US 2204658 discloses an apparatus for use in cementing operations in properly forming a cement
plug in an open well bore a proper distance below the lower. terminal of the well
casing. The apparatus includes a cylindrical member adapted to be connected to the
lower end of a well casing, an elongated tube of a diameter considerably less than
the cylindrical member to extend coaxially from the lower end thereof, and means secured
to the cylindrical member and tube to connect the same and to close the annular space
between the exterior of the tube and the cylindrical member, a whirler nozzle at the
lower extremity of said tube.
US3116800 discloses an apparatus capable of performing a cutting operation in a well bore,
to provide an open region therein, the apparatus having a relatively large passage
area through which fluid can be pumped during the cutting operation, this passage
area being considerably reduced to produce a jetting action of fluid at a comparatively
high velocity against the wall of 'the open bore, while still permitting the circulating
fluid to discharge through the lower end of the apparatus for the purpose of removing
sand bridges and similar obstructions that might be present in the well bore below
the apparatus.
[0013] Although the process is referred to as "cementing" and the plugging material as "cement",
it is understood that it is not necessarily limited to the use of cement as such,
and any suitable plugging material could be employed; the terms "cement" and "cementing"
should be understood accordingly.
BRIEF SUMMARY OF THE DISCLOSURE
[0014] The inventors have performed a considerable amount of computational fluid dynamics
(CFD) work regarding jetting of cement downhole and the geometry of a jetting tool
including the outer diameter of the tool or parts of it relative to the inner diameter
or drift diameter of casing.
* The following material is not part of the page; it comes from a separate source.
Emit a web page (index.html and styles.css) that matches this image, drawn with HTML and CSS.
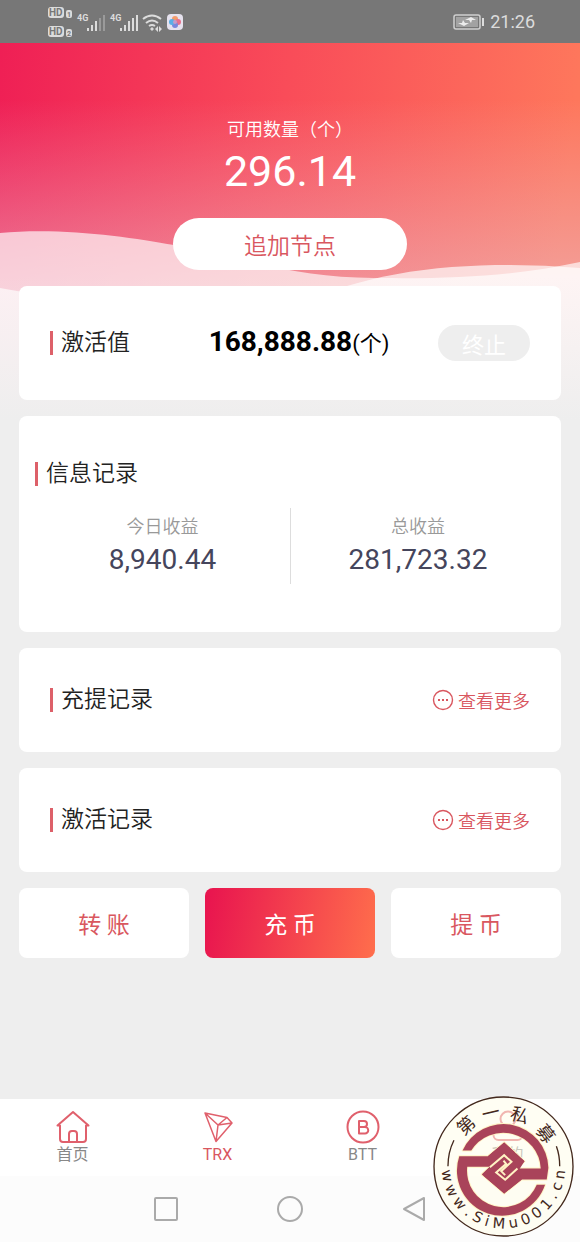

Most of this work has been done in the context of P/W/C
but a balanced plug situation has also been modelled. The conclusions of this CFD
work on setting a balanced plug were that the displacement was insufficient in high
angle scenarios where the cement needed to displace a high viscosity spacer/mud/intermix.
This work is the subject of a public presentation at the 2019
Plug and Abandonment Seminar in Stavanger, Norway, on 17 October 2019, entitled "Quality
in Balance Plug Cementing Operations". The presentation can be accessed at https://norskoljeoggass.no/drift/presentasjonerarrangementer/plug--abandonment-seminar-2019/.
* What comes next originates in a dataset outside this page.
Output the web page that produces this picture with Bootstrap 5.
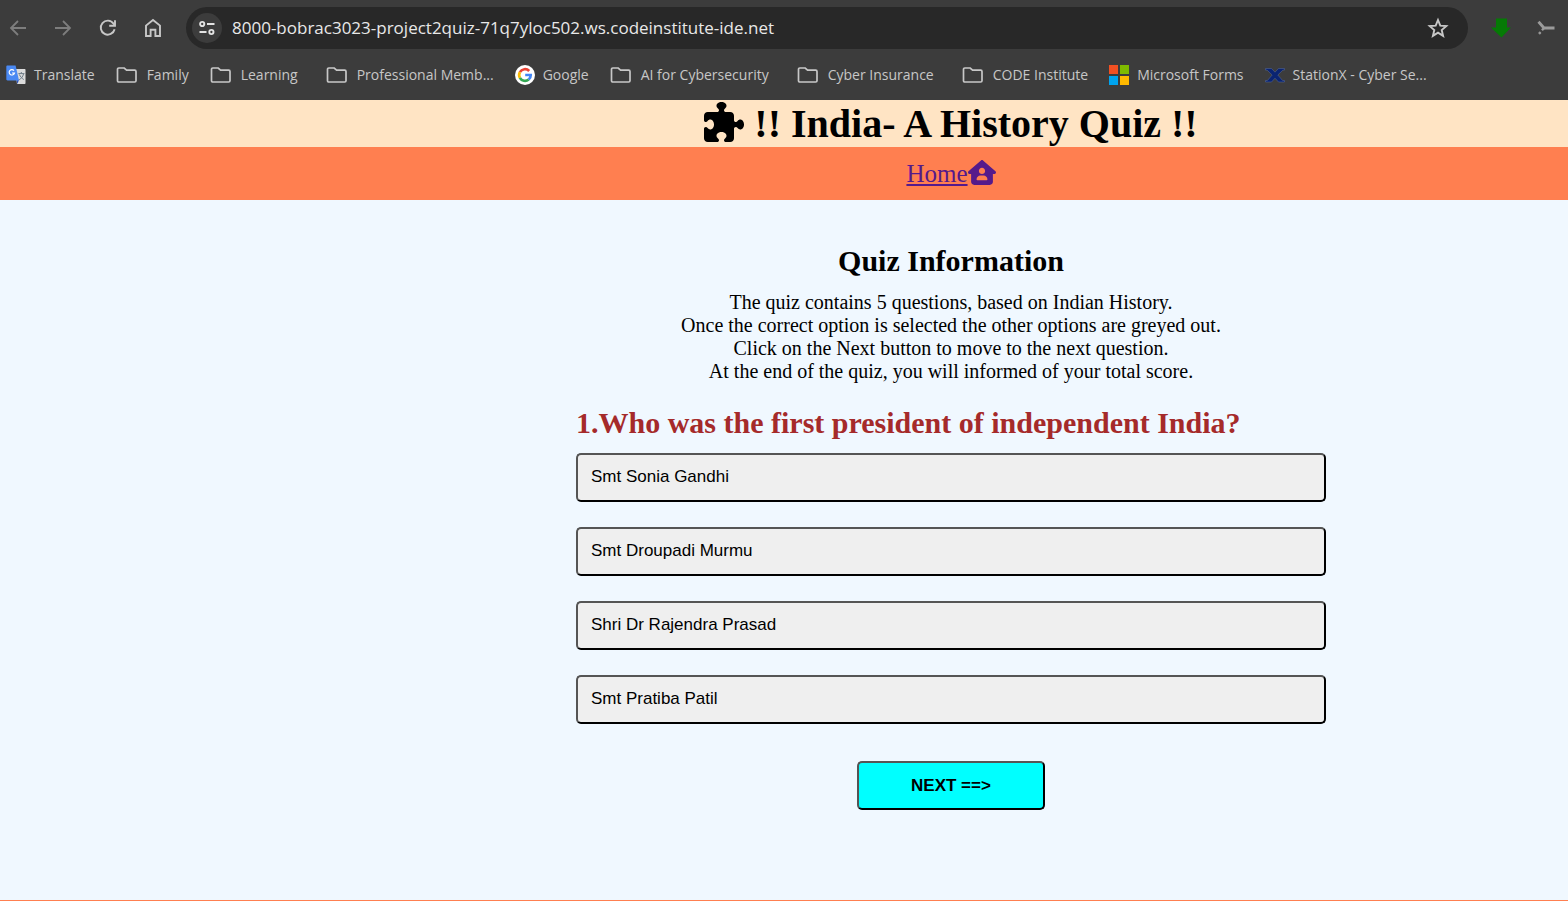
<!DOCTYPE html>
<html lang="en">
<head>
<meta charset="utf-8">
<meta name="viewport" content="width=device-width, initial-scale=1">
<title>India- A History Quiz</title>
<link href="https://cdn.jsdelivr.net/npm/bootstrap@5.3.0/dist/css/bootstrap.min.css" rel="stylesheet">
<style>
  body { font-family: "Liberation Serif", "Times New Roman", serif; color: #000; background: #f0f8ff; overflow-x: hidden; }

  /* Browser bar */
  .browser { background: #3c3c3c; color: #c7c7c7; font-family: "Open Sans", "Noto Sans", sans-serif; height: 100px; padding-top: 7px; }
  .toolbar { gap: 21px; padding: 0 10px 0 6px; }
  .tool { width: 24px; height: 24px; padding: 0; border: 0; background: none; color: #c7c7c7; display: flex; align-items: center; justify-content: center; flex: none; }
  .tool:disabled { color: #7d7d7d; }
  .address { background: #282828; height: 42px; border-radius: 21px; padding: 0 18px 0 6px; gap: 10px; min-width: 0; }
  .site-info { width: 30px; height: 30px; border-radius: 50%; background: #3c3c3c; }
  .address input { background: none; border: 0; outline: 0; padding: 0; color: #e8e8e8; font-size: 17px; line-height: 24px; min-width: 0; }
  .bookmarks { gap: 21px; padding: 0 6px; margin-top: 14px; white-space: nowrap; overflow: hidden; }
  .bookmarks a { color: inherit; font-size: 14px; line-height: 24px; gap: 8px; text-decoration: none; display: flex; align-items: center; }
  .bookmarks .folder { gap: 9px; }
  .bookmarks .roomy { margin-right: 7px; }

  /* Quiz page, centred on a canvas that reaches past the window's right edge */
  .shifted { padding-left: 334px; }
  .title-band { background: #ffe4c4; }
  .title-band h1 { font-size: 40px; line-height: 47px; font-weight: 700; gap: 10px; }
  .title-band svg { margin-bottom: 3px; }
  .nav-band { background: #ff7f50; height: 53px; }
  .nav-band a { color: #551a8b; font-size: 25px; line-height: 29px; text-underline-offset: 2px; text-decoration-thickness: 2px; }
  .nav-band svg { margin-bottom: 2px; }
  .quiz { padding-top: 43px; padding-bottom: 40px; }
  .quiz-body { max-width: 750px; }
  .quiz h2 { font-size: 30px; line-height: 35px; font-weight: 700; }
  .info { font-size: 20px; line-height: 23px; margin: 13px 0 22px; }
  .question { color: #a52a2a; margin-bottom: 13px; }
  .options { gap: 25px; }
  .quiz-btn { font: 17px/20px "Liberation Sans", Arial, sans-serif; height: 49px; padding: 0 13px 2px; border: 2px solid; border-color: #555 #000 #000 #555; border-radius: 5px; background: #efefef; color: #000; text-align: left; }
  .next-btn { width: 188px; margin-top: 37px; padding-bottom: 0; background: #0ff; font-weight: 700; text-align: center; }
  .page-foot { border-top: 1px solid #ff7f50; }
</style>
</head>
<body class="d-flex flex-column min-vh-100">

<svg class="d-none" aria-hidden="true">
  <symbol id="folder" viewBox="0 0 22 18"><path d="M2.8 2h5.400l2.400 2.200h8.100c.8 0 1.300.5 1.300 1.300v9.200c0 .8-.5 1.300-1.300 1.300H2.800c-.8 0-1.300-.5-1.300-1.300V3.300c0-.8.5-1.300 1.300-1.300z" fill="none" stroke="currentColor" stroke-width="1.7"/></symbol>
</svg>

<div class="browser">
  <div class="toolbar d-flex align-items-center">
    <button class="tool" disabled aria-label="Back"><svg width="18" height="18" viewBox="0 0 18 18" fill="none" stroke="currentColor" stroke-width="1.8"><path d="M17 9H2.500M9 2L2 9l7 7"/></svg></button>
    <button class="tool" disabled aria-label="Forward"><svg width="18" height="18" viewBox="0 0 18 18" fill="none" stroke="currentColor" stroke-width="1.8"><path d="M1 9h14.500M9 2l7 7-7 7"/></svg></button>
    <button class="tool" aria-label="Reload"><svg width="18" height="18" viewBox="0 0 18 18" fill="none" stroke="currentColor" stroke-width="1.9"><path d="M15.600 10.200A7 7 0 1 1 14.500 4.600L15.600 6"/><path d="M16 1.200v5.600h-5.800"/></svg></button>
    <button class="tool" aria-label="Home"><svg width="18" height="20" viewBox="0 0 18 20" fill="none" stroke="currentColor" stroke-width="1.9"><path d="M2 18V7.600L9 2l7 5.600V18h-4.600v-6.200H6.600V18z"/></svg></button>
    <div class="address d-flex align-items-center flex-grow-1">
      <button class="tool site-info" aria-label="Site information"><svg width="16" height="16" viewBox="0 0 16 16" fill="none" stroke="#e3e3e3" stroke-width="1.9"><circle cx="3.2" cy="4" r="2.1"/><path d="M8 4h7.500M.5 12h7"/><circle cx="12.4" cy="12" r="2.1"/></svg></button>
      <input class="flex-grow-1" type="text" aria-label="Address" value="8000-bobrac3023-project2quiz-71q7yloc502.ws.codeinstitute-ide.net">
      <button class="tool" aria-label="Bookmark this page"><svg width="22" height="22" viewBox="0 0 22 22" fill="none" stroke="currentColor" stroke-width="1.9"><path d="M11 3l2.300 5.600 6 .5-4.600 3.900 1.400 5.900-5.100-3.200-5.100 3.200L7.300 13 2.700 9.100l6-.5z"/></svg></button>
    </div>
    <button class="tool" aria-label="Download"><svg width="20" height="20" viewBox="0 0 20 20"><path d="M5 .5h11v9h4L10.500 19.500 0 9.500h5z" fill="#057a05"/></svg></button>
    <button class="tool" aria-label="Extension"><svg width="18" height="16" viewBox="0 0 18 16" fill="none" stroke="#9b9b9b"><path d="M1.500 1.800L7 8h10.500" stroke-width="2.8"/><path d="M7 8l-2 2.200" stroke-width="2.4"/><circle cx="2.8" cy="13" r="1" fill="#9b9b9b"/></svg></button>
  </div>
  <nav class="bookmarks d-flex align-items-center" aria-label="Bookmarks">
    <a href="#"><svg width="20" height="20" viewBox="0 0 20 20"><path d="M9 4h9.500c.7 0 1 .4 1 1v13c0 .7-.4 1-1 1H11z" fill="#dcdcdc"/><path d="M12.400 8.600h6M15.300 7v1.600M17.600 8.800c-.8 3-2.400 4.800-4.400 6M13.400 9.500c1 2.200 2.300 3.800 4.400 5" stroke="#6d7b86" fill="none"/><path d="M10.500 15.500l2.500-1-1.500 4.500z" fill="#2a4fb5"/><path d="M1.500.5H9.600L13 15.500H1.500c-.7 0-1.200-.5-1.200-1.200V1.700C.3 1 .8.5 1.500.5z" fill="#4a89f3"/><path d="M8 5.600A2.700 2.700 0 1 0 8.500 8H6" stroke="#fff" stroke-width="1.2" fill="none"/></svg>Translate</a>
    <a href="#" class="folder"><svg width="22" height="18"><use href="#folder"/></svg>Family</a>
    <a href="#" class="folder roomy"><svg width="22" height="18"><use href="#folder"/></svg>Learning</a>
    <a href="#" class="folder"><svg width="22" height="18"><use href="#folder"/></svg>Professional Memb...</a>
    <a href="#"><svg width="20" height="20" viewBox="0 0 20 20"><circle cx="10" cy="10" r="10" fill="#fff"/><g fill="none" stroke-width="2.7"><path d="M14.200 6A5.800 5.800 0 0 0 4.900 7.200" stroke="#ea4335"/><path d="M4.900 7.200a5.800 5.800 0 0 0 0 5.600" stroke="#fbbc05"/><path d="M4.900 12.800a5.800 5.800 0 0 0 8.800 1.700" stroke="#34a853"/><path d="M13.700 14.500A5.800 5.800 0 0 0 15.700 10H10.200" stroke="#4285f4"/></g></svg>Google</a>
    <a href="#" class="folder roomy"><svg width="22" height="18"><use href="#folder"/></svg>AI for Cybersecurity</a>
    <a href="#" class="folder roomy"><svg width="22" height="18"><use href="#folder"/></svg>Cyber Insurance</a>
    <a href="#" class="folder"><svg width="22" height="18"><use href="#folder"/></svg>CODE Institute</a>
    <a href="#"><svg width="20" height="20" viewBox="0 0 20 20"><path d="M0 0h9v9H0z" fill="#f25022"/><path d="M11 0h9v9h-9z" fill="#7fba00"/><path d="M0 11h9v9H0z" fill="#00a4ef"/><path d="M11 11h9v9h-9z" fill="#ffb900"/></svg>Microsoft Forms</a>
    <a href="#"><svg width="20" height="20" viewBox="0 0 20 20"><path d="M.5 3.500h6L10 7.200l3.500-3.700h6v1.600h-1.600L12.800 10l4.800 5.500h1.900V17h-6L10 13.200 6.500 17h-6v-1.500h1.900L7.200 10 2.100 5.100H.5z" fill="#0a2472" stroke="#5a6c9c" stroke-width=".5"/></svg>StationX - Cyber Se...</a>
  </nav>
</div>

<header>
  <div class="title-band shifted">
    <h1 class="d-flex justify-content-center align-items-center m-0"><svg width="40" height="40" viewBox="0 0 512 512" fill="currentColor" aria-hidden="true"><path d="M192 104.800c0-9.200-5.800-17.300-13.200-22.800C167.200 73.300 160 61.300 160 48c0-26.500 28.700-48 64-48s64 21.500 64 48c0 13.300-7.200 25.300-18.800 34c-7.400 5.500-13.200 13.600-13.200 22.800c0 12.800 10.400 23.200 23.200 23.200H336c26.500 0 48 21.500 48 48v56.800c0 12.800 10.400 23.200 23.200 23.200c9.200 0 17.300-5.800 22.800-13.200c8.700-11.600 20.700-18.800 34-18.800c26.500 0 48 28.700 48 64s-21.500 64-48 64c-13.300 0-25.300-7.200-34-18.800c-5.500-7.400-13.600-13.200-22.800-13.200c-12.800 0-23.200 10.400-23.200 23.200V464c0 26.500-21.500 48-48 48H279.200c-12.800 0-23.200-10.400-23.200-23.200c0-9.200 5.800-17.300 13.200-22.800c11.600-8.700 18.800-20.700 18.800-34c0-26.500-28.700-48-64-48s-64 21.500-64 48c0 13.300 7.200 25.300 18.800 34c7.400 5.500 13.200 13.600 13.200 22.800c0 12.800-10.400 23.200-23.200 23.200H48c-26.500 0-48-21.500-48-48V343.200C0 330.400 10.400 320 23.200 320c9.200 0 17.300 5.800 22.800 13.200C54.700 344.800 66.700 352 80 352c26.500 0 48-28.700 48-64s-21.500-64-48-64c-13.300 0-25.300 7.200-34 18.800C40.500 250.200 32.400 256 23.200 256C10.400 256 0 245.600 0 232.800V176c0-26.500 21.500-48 48-48H168.800c12.800 0 23.200-10.400 23.200-23.200z"/></svg>!! India- A History Quiz !!</h1>
  </div>
  <nav class="nav-band shifted d-flex justify-content-center align-items-center" aria-label="Main">
    <a href="#" class="d-flex align-items-center">Home<svg width="28" height="25" viewBox="0 0 576 512" fill="currentColor" aria-hidden="true"><path fill-rule="evenodd" d="M575.800 255.500c0 18-15 32.100-32 32.100h-32l.7 160.200c.2 35.500-28.500 64.300-64 64.300H128.100c-35.300 0-64-28.700-64-64V287.600H32c-18 0-32-14-32-32.100c0-9 3-17 10-24L266.400 8c7-7 15-8 22-8s15 2 21 7L564.800 231.500c8 7 12 15 11 24zM352 224c0-35.300-28.700-64-64-64s-64 28.700-64 64s28.700 64 64 64s64-28.700 64-64zm-96 96c-44.200 0-80 35.800-80 80c0 8.800 7.200 16 16 16H384c8.800 0 16-7.200 16-16c0-44.200-35.800-80-80-80H256z"/></svg></a>
  </nav>
</header>

<main class="quiz shifted flex-grow-1">
  <div class="quiz-body mx-auto">
    <h2 class="text-center m-0">Quiz Information</h2>
    <p class="info text-center">The quiz contains 5 questions, based on Indian History.<br>Once the correct option is selected the other options are greyed out.<br>Click on the Next button to move to the next question.<br>At the end of the quiz, you will informed of your total score.</p>
    <h2 class="question">1.Who was the first president of independent India?</h2>
    <div class="options d-grid">
      <button type="button" class="quiz-btn">Smt Sonia Gandhi</button>
      <button type="button" class="quiz-btn">Smt Droupadi Murmu</button>
      <button type="button" class="quiz-btn">Shri Dr Rajendra Prasad</button>
      <button type="button" class="quiz-btn">Smt Pratiba Patil</button>
    </div>
    <button type="button" class="quiz-btn next-btn d-block mx-auto">NEXT ==&gt;</button>
  </div>
</main>
<footer class="page-foot"></footer>

<script src="https://cdn.jsdelivr.net/npm/bootstrap@5.3.0/dist/js/bootstrap.bundle.min.js"></script>
</body>
</html>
[0015] The inventors have been led to design a jetting tool and bottom hole assembly tailored
for the placing of a cement plug in a "pump, pull, rotate" operation.
[0016] In contrast to P/W/C, where the main challenge is to ensure that flow of sufficient
energy passes through perforations in the casing, the challenge in setting a balanced
plug is to fill the space occupied by the BHA with cement whilst minimizing mixing,
and to withdraw the BHA without adversely affecting the body of cement.
[0017] The inventors believe that a cement jetting tool with a relatively narrow diameter
in the region of the jets is desirable.
[0018] In a P/W/C job, it is desirable that the energy of a jet passing directly across
a casing perforation as the tool rotates is delivered efficiently into the outer annulus.
This is what the inventors call the "primary effect", which is maximized by maximizing
the outer diameter of the cement tool. However, when setting a cement plug in open/cased
hole with the PPR technique the nozzles, flow and rotation will create a "piston effect"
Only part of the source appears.